Pattie Ruffner Jacobs and the Transformation of Women’s Rights
By Marlene Hunt Rikard and Wayne Flynt
Many people fail to realize the instrumental role Alabama women such as Pattie Ruffner Jacobs played in securing national suffrage rights for women. Born in the 1870s, Ruffner moved to Alabama as a young lady, met and married Solon Jacobs, and embarked on a lifetime of leadership and service dedicated to promoting the rights of women. Jacobs worked on both state and national suffrage campaigns, took on prominent congressmen whose derision only fueled her ambitions, and helped secure the passage of the Nineteenth Amendment. Never one to rest complacently, Jacobs continued her lifetime of service, devoting her later years to various political causes and to groups such as the League of Women Voters. Throughout her life, she labored tirelessly to secure the equal status of women in both her state and the nation.
Departments
Southern Architecture and Preservation
Making Preservation Profitable
By Chloe Mercer
Many prospective preservationists are surprised to learn that they may qualify for historic preservation tax incentives, thanks to a federal program dating from the bicentennial. Under this program, called the Federal Historic Preservation Tax Incentives Program, participants who restore structures listed on the National Register of Historic Places may receive up to a 20 percent tax credit. This significant program encourages restoration rather than destruction, promoting continued awareness and celebration of historic structures.
Becoming Alabama
Quarter by Quarter
By Joseph W. Pearson, Megan L. Bever, and Matthew Downs
This quarter, we explore the contest for Mobile and its valuable bay and Col. John Bowyer’s construction of a fort in that area, Gen. Nathan Bedford Forrest’s ingenious defeat of Gen. Abel D. Streight, and the tumultuous events occurring in Birmingham in the spring of 1963. The latter, which comprised a significant section of the civil rights movement, receive in-depth treatment from author Matthew L. Downs, who describes the Children’s March, Martin Luther King Jr.’s “Letter from a Birmingham Jail,” and the violence that was directed at protestors in Kelly Ingram Park. Throughout these installments, the authors remind us of the important events and trends that shaped our state’s identity.

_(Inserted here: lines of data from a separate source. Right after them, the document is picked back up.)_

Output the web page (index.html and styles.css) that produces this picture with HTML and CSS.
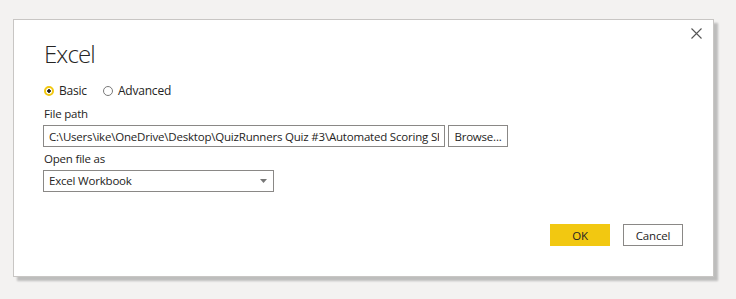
FILE: index.html
```html
<!DOCTYPE html>
<html>
<head>
<meta charset="utf-8">
<link rel="stylesheet" href="styles.css">
</head>
<body>
<div class="dialog">
  <div class="header">
    <h1 class="title">Excel</h1>
    <button class="close" aria-label="Close">
      <svg width="11" height="11" viewBox="0 0 11 11"><path d="M0.5 0.5L10.5 10.5M10.5 0.5L0.5 10.5" stroke="#555" stroke-width="1.1" fill="none"/></svg>
    </button>
  </div>
  <div class="radios">
    <label class="radio"><span class="dot checked"></span>Basic</label>
    <label class="radio"><span class="dot"></span>Advanced</label>
  </div>
  <div class="field">
    <div class="label">File path</div>
    <div class="row">
      <input class="input path" type="text" readonly value="C:\Users\ike\OneDrive\Desktop\QuizRunners Quiz #3\Automated Scoring Sheet.xlsx">
      <button class="btn browse">Browse...</button>
    </div>
  </div>
  <div class="field">
    <div class="label">Open file as</div>
    <div class="input select">
      <span>Excel Workbook</span>
      <svg width="7" height="4" viewBox="0 0 7 4"><path d="M0 0H7L3.5 4Z" fill="#777"/></svg>
    </div>
  </div>
  <div class="footer">
    <button class="btn ok">OK</button>
    <button class="btn cancel">Cancel</button>
  </div>
</div>
</body>
</html>
```
FILE: styles.css
```css
html, body {
  margin: 0;
  padding: 0;
}
body {
  background: #f3f2f1;
  font-family: "Segoe UI", "Open Sans", "Liberation Sans", sans-serif;
  font-size: 11.5px;
  letter-spacing: -0.2px;
  color: #252423;
  width: 736px;
  height: 299px;
  overflow: hidden;
}
.dialog {
  margin: 19px 0 0 13px;
  width: 701px;
  height: 258px;
  background: #fff;
  border: 1px solid #c8c6c4;
  box-shadow: 4px 4px 2px rgba(0,0,0,0.22);
  padding: 0 30px 0 29px;
  box-sizing: border-box;
  display: flex;
  flex-direction: column;
}
.header {
  display: flex;
  justify-content: space-between;
  align-items: flex-start;
  margin-right: -19px;
}
.title {
  margin: 18px 0 0 1px;
  font-family: "Open Sans", sans-serif;
  font-weight: 300;
  font-size: 24px;
  letter-spacing: -0.9px;
  line-height: 32px;
  color: #252423;
}
.close {
  margin-top: 8px;
  border: 0;
  background: none;
  padding: 0;
  width: 11px;
  height: 11px;
  display: flex;
}
.radios {
  display: flex;
  gap: 16px;
  margin: 13px 0 3px 1px;
}
.radio {
  display: flex;
  align-items: center;
  gap: 5px;
  line-height: 16px;
  font-size: 12px;
}
.dot {
  width: 10px;
  height: 10px;
  border-radius: 50%;
  border: 1.5px solid #7a7a7a;
  box-sizing: border-box;
}
.dot.checked {
  border: 2px solid #f2c811;
  background: radial-gradient(circle, #252423 0 1.5px, #fff 2px);
}
.field {
  margin-top: 4px;
}
.label {
  margin-left: 1px;
  line-height: 16px;
  margin-bottom: 3px;
}
.row {
  display: flex;
  gap: 3px;
}
.input {
  height: 22px;
  border: 1px solid #8a8886;
  box-sizing: border-box;
  padding: 0 5px;
  line-height: 20px;
  white-space: nowrap;
  overflow: hidden;
  font-family: inherit;
  font-size: inherit;
  letter-spacing: inherit;
  color: inherit;
  margin: 0;
  background: #fff;
  outline: none;
}
.path {
  width: 402px;
}
.select {
  width: 231px;
  display: flex;
  justify-content: space-between;
  align-items: center;
  padding-right: 6px;
}
.btn {
  font-family: inherit;
  font-size: 11.5px;
  letter-spacing: -0.2px;
  color: #252423;
  height: 22px;
  width: 60px;
  border: 1px solid #8a8886;
  background: #fff;
  padding: 0;
  box-sizing: border-box;
  white-space: nowrap;
}
.footer {
  display: flex;
  justify-content: flex-end;
  gap: 13px;
  margin-top: 32px;
}
.ok {
  background: #f2c811;
  border-color: #f2c811;
}
```
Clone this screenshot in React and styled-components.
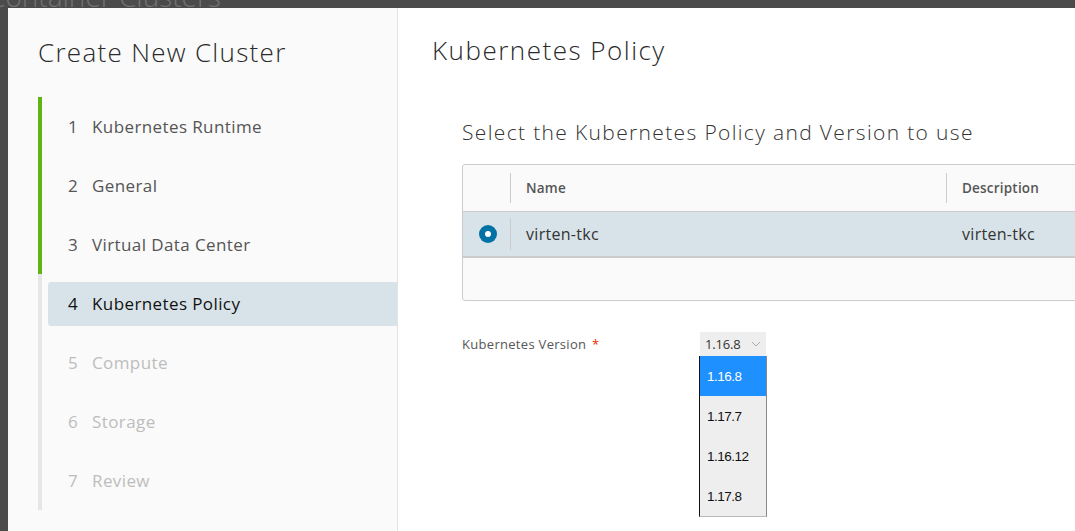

Editor’s Note: Alabama Heritage, the Summersell Center for Study of the South, the University of Alabama Department of History, and the Alabama Tourism Department offer this department as a part of the statewide “Becoming Alabama” initiative—a cooperative venture of state organizations to commemorate Alabama’s experiences related to the Creek War, the Civil War, and the civil rights movement. Quarter by quarter we will take you to the corresponding seasons 200, 150, and 50 years ago—sometimes describing the most pivotal events, sometimes describing daily life, but always illuminating a world in flux. We will wait for the ultimate outcomes as our forbears did—over time.
Revealing Hidden Collections
Reason Not the Need: The Wallpaper Books of Mobile Publisher S.H. Goetzel
By Jessica Lacher-Feldman
During the Civil War, publishers in the Confederate states faced the same difficulty procuring materials as their counterparts in other professions. Undaunted, these professionals resorted to the materials at hand, and today the University of Alabama Libraries’ Division of Special Collections possesses several beautiful examples of their ingenuity: books bound in wallpaper. Archivist Jessica Lacher-Feldman takes us through the work of Mobile’s S.H. Goetzel, showing how he continued to produce works of literary art and beauty even when supplies were scarce or non-existent.
Alabama Treasures
A Keepsake of William Lowndes Yancey
By Ralph Draughon Jr.
A new addition to the Alabama Department of Archives and History collection offers a sentimental portrait of a man most remembered for his incendiary politics. Thanks to descendents of Confederate rhetorician William Lowndes Yancey, the archives now owns a valuable commemorative locket worn by Yancey’s wife Sarah. In addition to including a small portrait of Yancey, the locket offers an example of Victorian-era hair jewelry. Such relics remain the centerpiece of the state archives, and this piece reminds visitors that although best remembered as a fiery southerner, Yancey was also a beloved husband and father.
Southern Religion
The Catholic Evangelical Movement in Alabama
By Natalie J. Ring
In this quarter’s installment of “Southern Religion,” Natalie Ring considers the history of Alabama Catholicism through the life and service of one of its practitioners, Sister Peter Claver. Born Hannah Elizabeth Fahy, Claver dedicated her adult life to service and advocacy, taking the name of the saint who ministered to slaves. Throughout her work, Claver influenced many individuals and promoted social justice, leaving her state better than she found it.
The Nature Journal
Vagabonding for van der Schalie
As mass extinctions ravage the planet, L. J. Davenport looks back at Henry van der Schalie, one of the pioneer conservationists whose early explorations into the waters of the Cahaba and other southern realms helped identify areas of rapid species loss. Davenport also appraises concerned readers about the current state of conversation issues and gleefully reports the important success story of one Alabama species.
Reading the Southern Past
The Rosenwald Schools: A Philantrhopic Success Story
This quarter’s book review explores the significance of the Rosenwald Schools, a collaborative project entrepreneur Julius Rosenwald and educator Booker T. Washington designed to create schools for southern African Americans. Goldfarb reviews two texts on this topic—Stephanie Deutsch’s You Need a Schoolhouse: Booker T. Washington, Julius Rosenwald, and the Building of Schools for the Segregated South (Northwestern University Press, 2011) and Mary S. Hoffschwelle’s The Rosenwald Schools of the American South (University Press of Florida, 2006)—and also considers a biography of Rosenwald, Julius Rosenwald: The Man Who Built Sears, Roebuck and Advanced the Cause of Black Education in the American South (Indiana University Press, 2006), by Peter M. Ascoli. The result is a useful introduction to the schools and the man who made them possible.